An update to all donors to let you all know we have crested the triple digits and now sit at 101 donors! Thanks everyone.
We had an excellent meeting yesterday at CTV with two folks from the Museum. Cathy Roy is the Curator of Western Canadian History and she was given her first opportunity to see the totem in person. She was thrilled to see it and expressed how essential it was as an artifact in the telling the story of early media in Alberta. As well she assured us that in the Museum’s hands it is valued and will be kept safe forever. The schedule is to have it delivered this afternoon to their warehouse. She did say that the conservation work will be costly and time consuming and that our targeted excess funds are well appreciated.
The other person at the meeting was Marilyn Nelson, Business Manager of the Friends of the Royal Alberta Museum Society. She offered clarification on the rules governing donations to the Society relative to the totem project. She said that an individual or company can donate to a specific purpose such as the totem and the Society is bound by law to target these donations as such. A charitable receipt will be issued for this. If an individual or registered not-for-profit agency makes a donation that is more general in nature, the Society can apply for matching grants from the Provincial Gov’t. There are many restrictions as to what these matching funds can be used for so it is unfair to say these grant funds could go to the totem. I offer this information to those who wish to donate extra funds or if you hear of other non-staff who wish to be involved. All of our extra funds, after up front costs, will be targeted to the totem project so we are assured no part of it will go to efforts outside of the project as proposed. Marilyn said donations and questions can be sent the following ways: the website at www.framsociety.ca Her email at: email@example.com or by phone at: 780 453 9103 Specify Sunwapta Totem Pole.
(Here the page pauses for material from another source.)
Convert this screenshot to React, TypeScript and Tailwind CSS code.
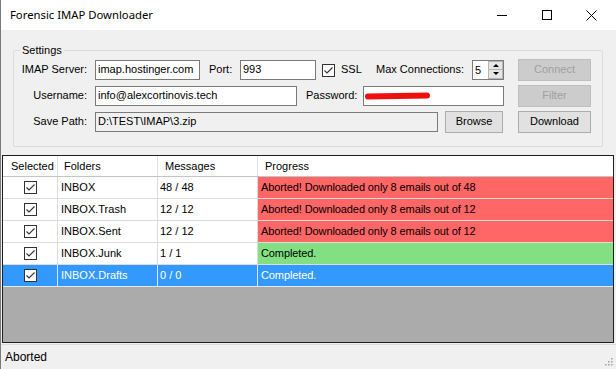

I will keep everyone up to date on what our total contribution is at as the funds accumulate. A cheque to The Friends will go out after the staff donations close Oct. 31, 2010, as per the earlier note.
A quick note on the totem’s history that has recently come to light. First, to its early days before Sunwapta. Many of us assumed it was of an early 1950’s vintage, just before the start of TV here in 1954. In fact, it is likely 20 years older, having been given as a gift to Dr. Rice in 1939 by Mrs. M.D. Muttart, of the famous local lumber family. She was given it as a gift by some aboriginal people as thanks for some of her charitable work. The totem then sat for several years at the Jasper Place Lumber yard before coming to this site. The extra years and connection to one of Edmonton’s other famous families is of great interest to the Museum. The other part of the totem history concerns a question many people were asking me, ‘how did it ever leave CFRN in the first place?’ This is outlined in Lawrence Herzogs’s article released yesterday, but for the benefit of those who haven’t seen it, here’s the story. In 1989 Ken Macklin was teaching sculpture at the U of A and one of his students mentioned that CFRN was renovating and there may be some scrap metal to be had. He comes out and does find some, but in his searching he comes across a large construction dumpster. In it, with no other debris, is the totem! An inquiry as to its fate confirms it is destined for the dump!!! He asked if he could have it, and until 2002 it lived at his home. After that, it was sold to the man who had it until the auction a few weeks ago, where our odyssey began. Being an artist, he recognized it as a piece of art and as a young lad he knew it as having been a landmark and a part of his family history. His mother was Virginia Macklin, host of Morning Magazine on CFRN for many years with Norris McLean. He is very happy with our efforts in all of this and has in fact bought a share in memory of his Mom. If you find yourself at the Art Gallery of Alberta, you can thank him for his totem pole rescue effort by going to look at his impressive sculpture residing outside of the Terrace Level on the third floor.
Thanks again for everyone’s support in this very important heritage conservation project.